Thai teen fan with cerebral palsy had no concert tickets but flew to S'pore anyway to try his luck
Earlier this year, Taylor Swift donated US$50,000 (S$71,000) to New York City public schools.
She had pledged last year to donate all the proceeds from her single Welcome To New York to them. The track, off of her new album, had climbed to No. 1 on iTunes.
Over the years, the singer has supported organisations like United Nations children agency Unicef and also donated US$100,000 to the American Red Cross to help victims of a 2008 flood in Iowa.
Little surprise she was crowned the most charitable celebrity last year, the third year she had topped the Celebs Gone Good list of DoSomething.org, an advocacy group.
That is why Swifties like Thai national, Dechawat Phamonsea, 17, who was born with cerebral palsy, would do anything to meet her.
Dechawat, who moves around in a wheelchair, said his positive attitude towards life is thanks his pop idol's inspirational song lyrics. On Friday, Dechawat arrived in Singapore with his mother from their hometown in Narathiwat, hoping to catch Swift at her first show of the Asian leg of her 1989 world tour yesterday.
But he and his mother, Madam Somsiri Phamonsea, had no tickets to the sold-out show.
They went to Singapore Indoor Stadium as early as 9am yesterday to try their luck.
The pair caught the attention of a member of Swift's team who said he would try to help although chances seemed slim.
But at 1pm, Dechawat's dream came true. He managed to buy two tickets at $250 each. His 49-year-old single mum, who is a nurse, earns about $1,600 a month.
She paid $1,320 for their return flights, accommodation and tickets.
With Dechawat acting as her translator, Madam Somsiri told The New Paper on Sunday in Thai: "He is my only son and I will do anything to make him happy. I don't want to disappoint him."
Minutes before doors opened at 7pm, she crouched close to her son and was attentive to his needs. She had taken leave from work for this.
Dechawat shared his admiration for Swift: "She makes me think I can fight any of my problems, she makes me strong. She can do everything and I feel like I can, too."
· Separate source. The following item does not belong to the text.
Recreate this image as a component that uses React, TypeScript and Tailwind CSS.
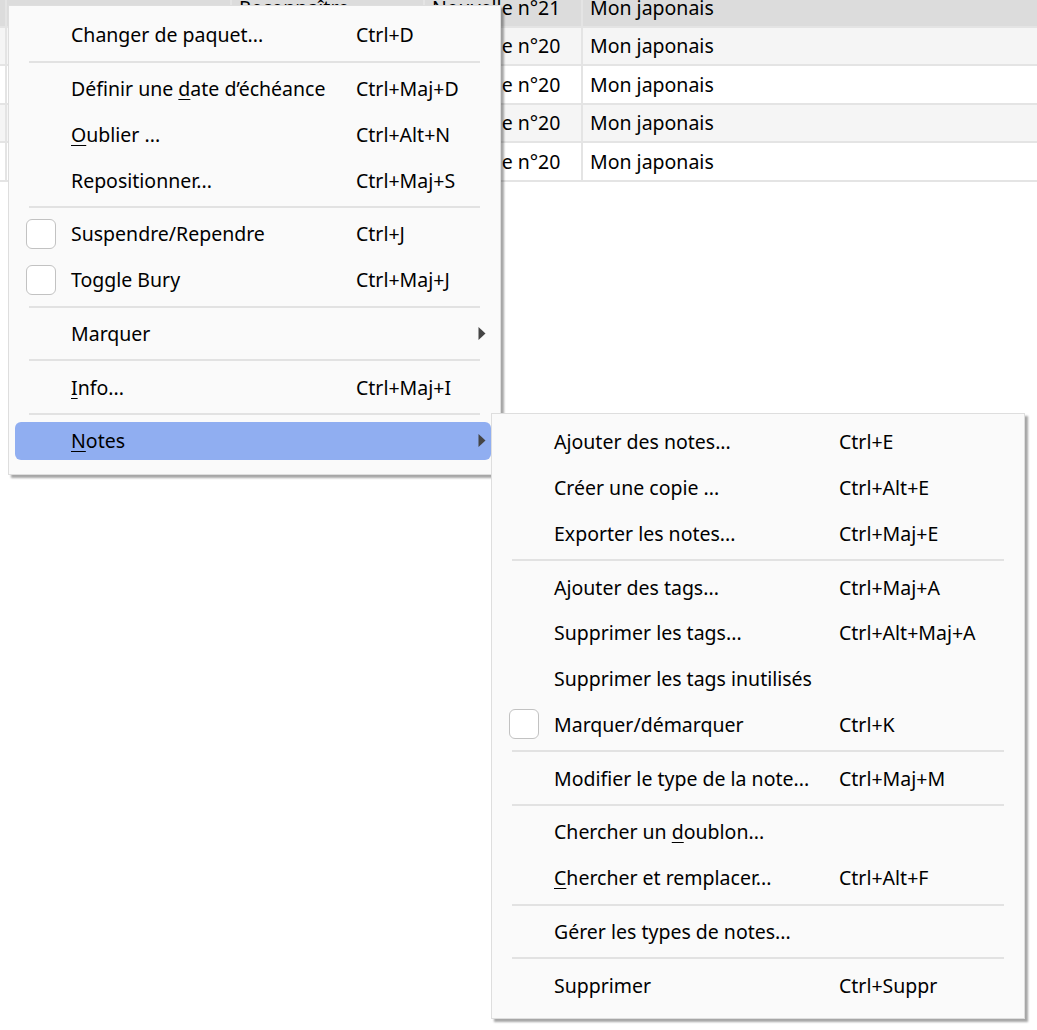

Had he not been able to get a ticket yesterday, he was prepared to return to the Singapore Indoor Stadium tonight. Swift's second show tonight is also sold out.
Dechawat also said he was hoping to be picked by Swift's mother, Andrea, and her team for Loft 89.
That is an exclusive post-show meet-and-greet event where selected fans get up close and personal with the Grammy-winning singer. To attract the crew's attention, fans have to dance enthusiastically throughout the show, clad in their wildest outfits.
So, it was only natural that many of them went yesterday in elaborate costumes inspired by Swift's music videos, song lyrics and even Swift herself.
There were cheerleaders straight out of her Shake It Off music video, feisty femme fatales from Bad Blood and even safari animals from Wildest Dreams.
Singapore-based Japanese beauty blogger Kiyoko Yasuda, who was inspired by Swift's Shake It Off video, wore a black and red hoodie while carrying a boom box made of cardboard and fairy lights.
She even sewed cats of felt to resemble Swift's own kitty pals, Meredith and Olivia, for herself and her friend.
"This took about a week and I had so much fun. It'd be great if we were picked for Loft 89 and get a chance to meet Taylor in person," said the 25-year-old, who calls Swift an inspiration.
FIRST ASIAN STOP
The pop star performed here last year as part of her Red tour.
Fresh off her US tour, Singapore is the first stop on the Asian leg of her 1989 world tour before she heads to Shanghai.
Many fans flew in from countries such as Philippines, Indonesia, Thailand and Malaysia.
Miss Isabel Ang, whose outfit was inspired by Swift's at last year's Victoria's Secret Fashion Show, spent over $1,000 for her ticket, flight and accommodation in Singapore.
The Malaysian fan said: "I didn't mind making the trip as I really want to see her. Even if I don't get picked for Loft 89, it is fun to dress up with my friends and enjoy ourselves at the concert."
Fans started to stream into the venue from as early as 8am yesterday.
Hours before the show started at 8pm, some 40 local and Malaysian fans as part of fan clubs Taylor Nation SG and TSwiftMY banded together to work on a postcard project which they hoped to pass along to Swift.
Fans wrote personal messages on postcards addressed to Swift as part of the event named #1989TayDay.
These postcards were later compiled into albums which TSwiftMy head Joseph Bong, 22, handed to Swift's management.
"It is always fun to have Swift fans from anywhere coming together to get to know each other and show our love for her," he said.